* Begin Given records *

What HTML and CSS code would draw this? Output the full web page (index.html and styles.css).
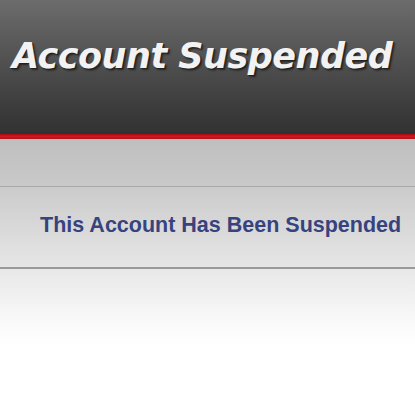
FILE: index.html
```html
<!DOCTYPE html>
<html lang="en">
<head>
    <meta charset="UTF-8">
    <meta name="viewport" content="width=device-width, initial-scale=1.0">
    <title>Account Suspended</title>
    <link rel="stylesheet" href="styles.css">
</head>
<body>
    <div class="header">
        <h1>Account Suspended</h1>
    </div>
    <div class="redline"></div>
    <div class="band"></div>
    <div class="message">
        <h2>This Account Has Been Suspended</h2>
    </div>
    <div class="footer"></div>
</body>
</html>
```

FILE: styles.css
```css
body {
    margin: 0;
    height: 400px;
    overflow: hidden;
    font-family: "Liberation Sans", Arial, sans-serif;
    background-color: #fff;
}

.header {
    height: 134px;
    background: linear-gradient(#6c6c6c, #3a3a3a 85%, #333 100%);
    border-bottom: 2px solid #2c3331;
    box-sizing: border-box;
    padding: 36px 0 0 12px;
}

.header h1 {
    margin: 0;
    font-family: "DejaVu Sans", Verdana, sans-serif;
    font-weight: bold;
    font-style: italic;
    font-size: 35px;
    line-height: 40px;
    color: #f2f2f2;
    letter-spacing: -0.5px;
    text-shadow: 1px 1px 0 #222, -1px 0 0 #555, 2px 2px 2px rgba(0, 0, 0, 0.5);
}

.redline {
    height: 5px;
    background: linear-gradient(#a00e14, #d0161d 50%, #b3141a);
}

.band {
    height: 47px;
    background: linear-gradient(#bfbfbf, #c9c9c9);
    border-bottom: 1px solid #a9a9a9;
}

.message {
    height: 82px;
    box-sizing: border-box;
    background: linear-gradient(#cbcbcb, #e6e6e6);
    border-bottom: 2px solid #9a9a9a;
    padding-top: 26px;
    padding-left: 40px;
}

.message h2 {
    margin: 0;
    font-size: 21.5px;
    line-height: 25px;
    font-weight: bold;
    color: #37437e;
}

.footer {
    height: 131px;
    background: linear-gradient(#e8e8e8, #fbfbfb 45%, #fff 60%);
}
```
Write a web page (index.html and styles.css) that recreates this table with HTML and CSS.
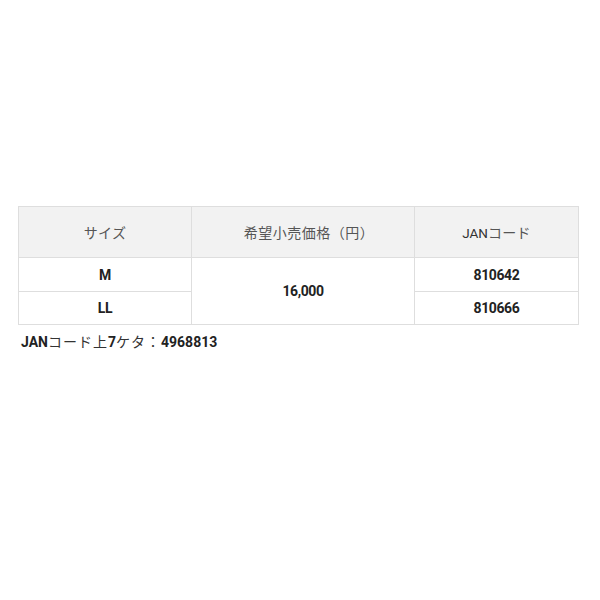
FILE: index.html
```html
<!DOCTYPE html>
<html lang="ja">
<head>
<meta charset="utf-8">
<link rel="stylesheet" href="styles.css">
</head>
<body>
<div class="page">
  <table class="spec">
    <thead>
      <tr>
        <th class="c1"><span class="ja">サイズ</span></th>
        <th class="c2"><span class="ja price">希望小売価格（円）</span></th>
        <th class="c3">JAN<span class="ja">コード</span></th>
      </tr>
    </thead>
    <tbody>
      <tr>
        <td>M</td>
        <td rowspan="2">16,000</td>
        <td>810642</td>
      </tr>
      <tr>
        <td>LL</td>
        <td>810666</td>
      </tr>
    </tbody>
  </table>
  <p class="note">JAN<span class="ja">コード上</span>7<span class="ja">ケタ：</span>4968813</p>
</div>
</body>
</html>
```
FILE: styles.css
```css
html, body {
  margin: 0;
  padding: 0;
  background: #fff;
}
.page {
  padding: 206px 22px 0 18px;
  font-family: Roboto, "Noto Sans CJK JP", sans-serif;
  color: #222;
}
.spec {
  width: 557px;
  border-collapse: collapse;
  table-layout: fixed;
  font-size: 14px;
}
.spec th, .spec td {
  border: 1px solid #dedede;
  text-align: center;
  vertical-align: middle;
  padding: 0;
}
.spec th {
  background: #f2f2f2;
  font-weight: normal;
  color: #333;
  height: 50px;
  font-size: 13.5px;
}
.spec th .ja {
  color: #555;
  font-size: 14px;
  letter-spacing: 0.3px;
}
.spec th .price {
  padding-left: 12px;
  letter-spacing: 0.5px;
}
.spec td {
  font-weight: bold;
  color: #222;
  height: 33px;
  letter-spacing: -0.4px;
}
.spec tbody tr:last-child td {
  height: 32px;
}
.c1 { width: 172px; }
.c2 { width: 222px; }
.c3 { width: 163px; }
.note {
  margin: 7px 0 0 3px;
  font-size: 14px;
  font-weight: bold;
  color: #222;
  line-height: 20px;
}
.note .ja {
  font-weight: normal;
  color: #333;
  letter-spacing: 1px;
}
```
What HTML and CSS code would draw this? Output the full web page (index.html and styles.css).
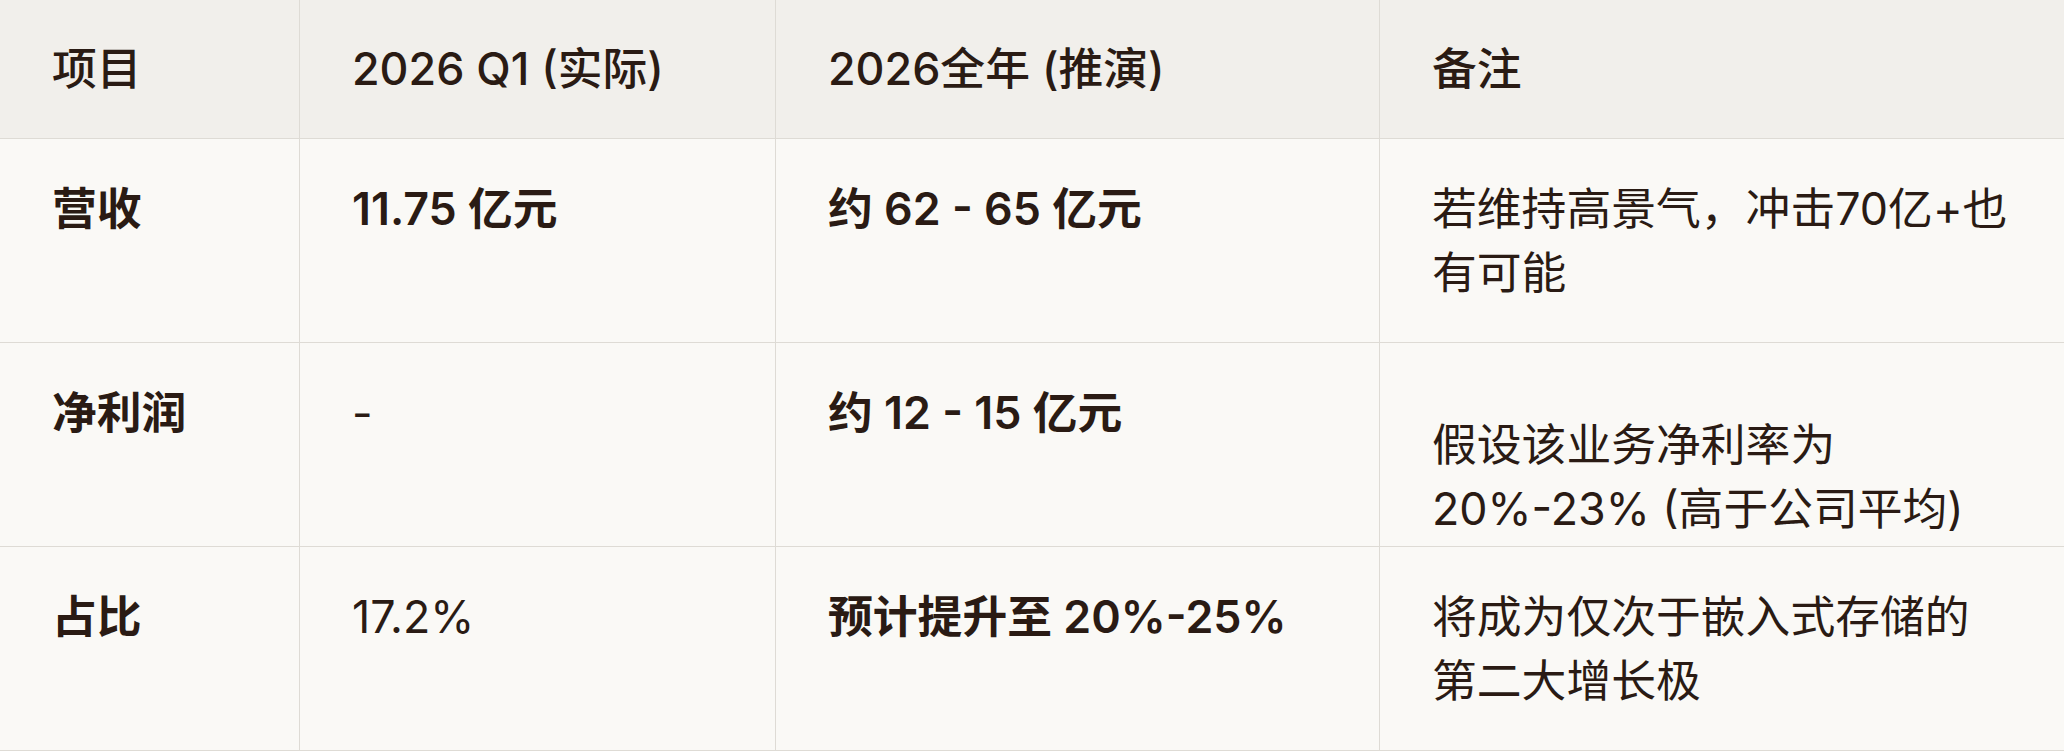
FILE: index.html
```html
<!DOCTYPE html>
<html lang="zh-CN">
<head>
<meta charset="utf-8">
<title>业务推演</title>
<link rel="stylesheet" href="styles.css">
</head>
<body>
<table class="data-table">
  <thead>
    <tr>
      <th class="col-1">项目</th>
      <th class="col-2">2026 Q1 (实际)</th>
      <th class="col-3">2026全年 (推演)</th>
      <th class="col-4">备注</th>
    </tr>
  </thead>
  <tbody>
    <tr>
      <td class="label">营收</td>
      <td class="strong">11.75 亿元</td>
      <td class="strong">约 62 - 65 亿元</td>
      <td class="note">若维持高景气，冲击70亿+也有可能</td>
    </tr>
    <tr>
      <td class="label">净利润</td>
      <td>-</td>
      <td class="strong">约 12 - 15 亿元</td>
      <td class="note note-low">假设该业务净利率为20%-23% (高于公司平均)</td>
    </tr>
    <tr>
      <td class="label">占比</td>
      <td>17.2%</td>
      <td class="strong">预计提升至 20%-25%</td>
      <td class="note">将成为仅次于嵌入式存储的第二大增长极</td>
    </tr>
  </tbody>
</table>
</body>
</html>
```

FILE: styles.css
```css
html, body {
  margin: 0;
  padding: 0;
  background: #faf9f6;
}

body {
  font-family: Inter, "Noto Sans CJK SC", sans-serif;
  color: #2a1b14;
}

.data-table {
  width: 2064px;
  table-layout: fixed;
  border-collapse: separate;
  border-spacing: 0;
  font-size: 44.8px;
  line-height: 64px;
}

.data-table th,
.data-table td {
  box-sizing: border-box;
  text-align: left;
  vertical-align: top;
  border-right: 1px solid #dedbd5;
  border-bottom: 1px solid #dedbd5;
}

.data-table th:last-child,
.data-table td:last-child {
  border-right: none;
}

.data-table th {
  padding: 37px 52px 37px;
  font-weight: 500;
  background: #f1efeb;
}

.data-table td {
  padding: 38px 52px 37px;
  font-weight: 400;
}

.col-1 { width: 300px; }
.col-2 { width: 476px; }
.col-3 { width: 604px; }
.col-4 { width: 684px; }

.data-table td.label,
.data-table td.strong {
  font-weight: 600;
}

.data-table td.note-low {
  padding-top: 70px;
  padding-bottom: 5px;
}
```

* End Given records *

_Exercise brief_:
Copy out all the records exactly, excluding pictures.

_Full answer_:
What HTML and CSS code would draw this? Output the full web page (index.html and styles.css).
FILE: index.html
```html
<!DOCTYPE html>
<html lang="en">
<head>
    <meta charset="UTF-8">
    <meta name="viewport" content="width=device-width, initial-scale=1.0">
    <title>Account Suspended</title>
    <link rel="stylesheet" href="styles.css">
</head>
<body>
    <div class="header">
        <h1>Account Suspended</h1>
    </div>
    <div class="redline"></div>
    <div class="band"></div>
    <div class="message">
        <h2>This Account Has Been Suspended</h2>
    </div>
    <div class="footer"></div>
</body>
</html>
```

FILE: styles.css
```css
body {
    margin: 0;
    height: 400px;
    overflow: hidden;
    font-family: "Liberation Sans", Arial, sans-serif;
    background-color: #fff;
}

.header {
    height: 134px;
    background: linear-gradient(#6c6c6c, #3a3a3a 85%, #333 100%);
    border-bottom: 2px solid #2c3331;
    box-sizing: border-box;
    padding: 36px 0 0 12px;
}

.header h1 {
    margin: 0;
    font-family: "DejaVu Sans", Verdana, sans-serif;
    font-weight: bold;
    font-style: italic;
    font-size: 35px;
    line-height: 40px;
    color: #f2f2f2;
    letter-spacing: -0.5px;
    text-shadow: 1px 1px 0 #222, -1px 0 0 #555, 2px 2px 2px rgba(0, 0, 0, 0.5);
}

.redline {
    height: 5px;
    background: linear-gradient(#a00e14, #d0161d 50%, #b3141a);
}

.band {
    height: 47px;
    background: linear-gradient(#bfbfbf, #c9c9c9);
    border-bottom: 1px solid #a9a9a9;
}

.message {
    height: 82px;
    box-sizing: border-box;
    background: linear-gradient(#cbcbcb, #e6e6e6);
    border-bottom: 2px solid #9a9a9a;
    padding-top: 26px;
    padding-left: 40px;
}

.message h2 {
    margin: 0;
    font-size: 21.5px;
    line-height: 25px;
    font-weight: bold;
    color: #37437e;
}

.footer {
    height: 131px;
    background: linear-gradient(#e8e8e8, #fbfbfb 45%, #fff 60%);
}
```
Write a web page (index.html and styles.css) that recreates this table with HTML and CSS.
FILE: index.html
```html
<!DOCTYPE html>
<html lang="ja">
<head>
<meta charset="utf-8">
<link rel="stylesheet" href="styles.css">
</head>
<body>
<div class="page">
  <table class="spec">
    <thead>
      <tr>
        <th class="c1"><span class="ja">サイズ</span></th>
        <th class="c2"><span class="ja price">希望小売価格（円）</span></th>
        <th class="c3">JAN<span class="ja">コード</span></th>
      </tr>
    </thead>
    <tbody>
      <tr>
        <td>M</td>
        <td rowspan="2">16,000</td>
        <td>810642</td>
      </tr>
      <tr>
        <td>LL</td>
        <td>810666</td>
      </tr>
    </tbody>
  </table>
  <p class="note">JAN<span class="ja">コード上</span>7<span class="ja">ケタ：</span>4968813</p>
</div>
</body>
</html>
```
FILE: styles.css
```css
html, body {
  margin: 0;
  padding: 0;
  background: #fff;
}
.page {
  padding: 206px 22px 0 18px;
  font-family: Roboto, "Noto Sans CJK JP", sans-serif;
  color: #222;
}
.spec {
  width: 557px;
  border-collapse: collapse;
  table-layout: fixed;
  font-size: 14px;
}
.spec th, .spec td {
  border: 1px solid #dedede;
  text-align: center;
  vertical-align: middle;
  padding: 0;
}
.spec th {
  background: #f2f2f2;
  font-weight: normal;
  color: #333;
  height: 50px;
  font-size: 13.5px;
}
.spec th .ja {
  color: #555;
  font-size: 14px;
  letter-spacing: 0.3px;
}
.spec th .price {
  padding-left: 12px;
  letter-spacing: 0.5px;
}
.spec td {
  font-weight: bold;
  color: #222;
  height: 33px;
  letter-spacing: -0.4px;
}
.spec tbody tr:last-child td {
  height: 32px;
}
.c1 { width: 172px; }
.c2 { width: 222px; }
.c3 { width: 163px; }
.note {
  margin: 7px 0 0 3px;
  font-size: 14px;
  font-weight: bold;
  color: #222;
  line-height: 20px;
}
.note .ja {
  font-weight: normal;
  color: #333;
  letter-spacing: 1px;
}
```
What HTML and CSS code would draw this? Output the full web page (index.html and styles.css).
FILE: index.html
```html
<!DOCTYPE html>
<html lang="zh-CN">
<head>
<meta charset="utf-8">
<title>业务推演</title>
<link rel="stylesheet" href="styles.css">
</head>
<body>
<table class="data-table">
  <thead>
    <tr>
      <th class="col-1">项目</th>
      <th class="col-2">2026 Q1 (实际)</th>
      <th class="col-3">2026全年 (推演)</th>
      <th class="col-4">备注</th>
    </tr>
  </thead>
  <tbody>
    <tr>
      <td class="label">营收</td>
      <td class="strong">11.75 亿元</td>
      <td class="strong">约 62 - 65 亿元</td>
      <td class="note">若维持高景气，冲击70亿+也有可能</td>
    </tr>
    <tr>
      <td class="label">净利润</td>
      <td>-</td>
      <td class="strong">约 12 - 15 亿元</td>
      <td class="note note-low">假设该业务净利率为20%-23% (高于公司平均)</td>
    </tr>
    <tr>
      <td class="label">占比</td>
      <td>17.2%</td>
      <td class="strong">预计提升至 20%-25%</td>
      <td class="note">将成为仅次于嵌入式存储的第二大增长极</td>
    </tr>
  </tbody>
</table>
</body>
</html>
```

FILE: styles.css
```css
html, body {
  margin: 0;
  padding: 0;
  background: #faf9f6;
}

body {
  font-family: Inter, "Noto Sans CJK SC", sans-serif;
  color: #2a1b14;
}

.data-table {
  width: 2064px;
  table-layout: fixed;
  border-collapse: separate;
  border-spacing: 0;
  font-size: 44.8px;
  line-height: 64px;
}

.data-table th,
.data-table td {
  box-sizing: border-box;
  text-align: left;
  vertical-align: top;
  border-right: 1px solid #dedbd5;
  border-bottom: 1px solid #dedbd5;
}

.data-table th:last-child,
.data-table td:last-child {
  border-right: none;
}

.data-table th {
  padding: 37px 52px 37px;
  font-weight: 500;
  background: #f1efeb;
}

.data-table td {
  padding: 38px 52px 37px;
  font-weight: 400;
}

.col-1 { width: 300px; }
.col-2 { width: 476px; }
.col-3 { width: 604px; }
.col-4 { width: 684px; }

.data-table td.label,
.data-table td.strong {
  font-weight: 600;
}

.data-table td.note-low {
  padding-top: 70px;
  padding-bottom: 5px;
}
```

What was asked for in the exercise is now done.